On Friday, the MTA revealed new equipment that can be deployed within 24-hour notice to protect underground subway stations from future storms like Hurricane Sandy. The new set of equipment includes custom doors and curtains that can withstand 14 feet of water above street level, reports the Wall Street Journal.

There are 24 custom-made marine doors, weighing 3,000 pounds each, that can be bolted in at the bottom of subway stations staircases in Lower Manhattan and feature an inflatable gasket that functions as a seal to keep water out. Each closure cost roughly $35,000 and the MTA received funding from the Federal Transit Administration to cover the cost.
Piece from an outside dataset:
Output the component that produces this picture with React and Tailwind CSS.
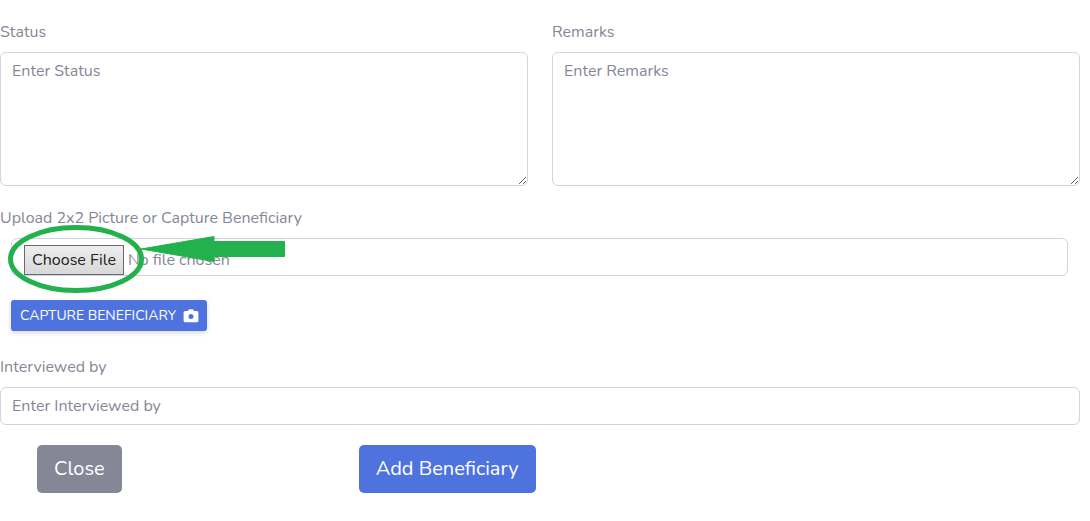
import React from "react";

const fieldClass =
  "block w-full rounded-[6px] border border-[#d1d3e2] bg-white px-[11px] text-[16px] leading-6 text-[#6e707e] placeholder:text-[#858796] placeholder:opacity-100";

function Field({ id, label, children }) {
  return (
    <div className="flex min-w-0 flex-col gap-2">
      <label htmlFor={id}>{label}</label>
      {children}
    </div>
  );
}

function CameraIcon() {
  return (
    <svg width="16" height="14" viewBox="0 0 16 14" fill="currentColor" aria-hidden="true">
      <path
        fillRule="evenodd"
        d="M5.4 1.1 C5.6 .5 6.1 .2 6.7 .2 H9.3 C9.9 .2 10.4 .5 10.6 1.1 L11 2 H13.6 C14.7 2 15.4 2.7 15.4 3.8 V11.4 C15.4 12.5 14.7 13.2 13.6 13.2 H2.4 C1.3 13.2 .6 12.5 .6 11.4 V3.8 C.6 2.7 1.3 2 2.4 2 H5 Z M8 5.1 A2.5 2.5 0 1 0 8 10.1 A2.5 2.5 0 1 0 8 5.1 Z"
      />
    </svg>
  );
}

function Highlight() {
  return (
    <svg
      className="pointer-events-none absolute -top-4 left-2 z-10"
      width="280"
      height="74"
      viewBox="8 222 280 74"
      fill="none"
      aria-hidden="true"
    >
      <ellipse cx="76" cy="259" rx="65.5" ry="31.5" stroke="#22b14c" strokeWidth="5" />
      <path
        d="M141 249 L214 236.5 V241.5 H284.5 V256.5 H214 V261.5 Z"
        fill="#22b14c"
        stroke="#22b14c"
        strokeLinejoin="round"
      />
    </svg>
  );
}

export default function App() {
  return (
    <form
      className="flex flex-col gap-5 bg-white pt-5 pr-2.5 pb-7 font-['Nunito','Lato',sans-serif] text-[16px] leading-6 text-[#858796]"
      onSubmit={(e) => e.preventDefault()}
    >
      <div className="grid grid-cols-2 gap-6">
        <Field id="status" label="Status">
          <textarea id="status" rows={5} placeholder="Enter Status" className={`${fieldClass} resize-y py-1.5`} />
        </Field>
        <Field id="remarks" label="Remarks">
          <textarea id="remarks" rows={5} placeholder="Enter Remarks" className={`${fieldClass} resize-y py-1.5`} />
        </Field>
      </div>

      <div className="flex flex-col gap-2">
        <label htmlFor="picture">Upload 2x2 Picture or Capture Beneficiary</label>
        <div className="relative flex flex-col items-start gap-6">
          <Highlight />
          <div className="w-full pr-3 pl-[11px]">
            <input
              id="picture"
              type="file"
              className="block h-[38px] w-full rounded-[6px] border border-[#d1d3e2] px-3 py-1.5 text-[16px] leading-6 text-[#858796] file:mr-1 file:h-[30px] file:border file:border-solid file:border-[#6b6b6b] file:bg-linear-to-b file:from-[#eeeeee] file:to-[#d8d8d8] file:px-[7px] file:text-[16px] file:text-[#222222]"
            />
          </div>
          <button
            type="button"
            className="ml-[11px] flex h-[31px] items-center gap-[7px] rounded-[3px] bg-[#4e73df] px-2 pl-[9px] text-[14px] text-white uppercase shadow-[0_2px_4px_rgba(58,59,69,0.2)]"
          >
            Capture Beneficiary
            <CameraIcon />
          </button>
        </div>
      </div>

      <div className="pt-1">
        <Field id="interviewer" label="Interviewed by">
          <input id="interviewer" type="text" placeholder="Enter Interviewed by" className={`${fieldClass} h-[38px] py-1.5`} />
        </Field>
      </div>

      <div className="flex gap-[237px] pl-[37px] text-[20px] leading-[30px] text-white">
        <button type="button" className="h-12 rounded-[5px] bg-[#858796] px-[17px]">Close</button>
        <button type="submit" className="h-12 rounded-[5px] bg-[#4e73df] px-[17px]">Add Beneficiary</button>
      </div>
    </form>
  );
}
The custom doors replace sandbags and plywood that were formerly used as protection barriers during Hurricane Sandy, but weren’t effective enough to protect the lowest lying areas against the superstorm.

The Whitehall station, which was one of the hardest hit stations during the storm and was so damaged that it was completely out of commission, is now equipped with metal hatch doors that cost about $50,000 each and have been installed below subway grates. Meanwhile, the South Ferry station has also received new metal doors while the Canal Street station is the recipient of new fabric curtains that prevent water from flowing into the station, costing $400,000 a piece.

Other flood protection measures include interlocking metal “stop logs” that create entrance barriers for the stations where they are installed along with 45,000-pound metal doors installed at the entry points for the Brooklyn-Battery Tunnel and the Queens Midtown tunnel.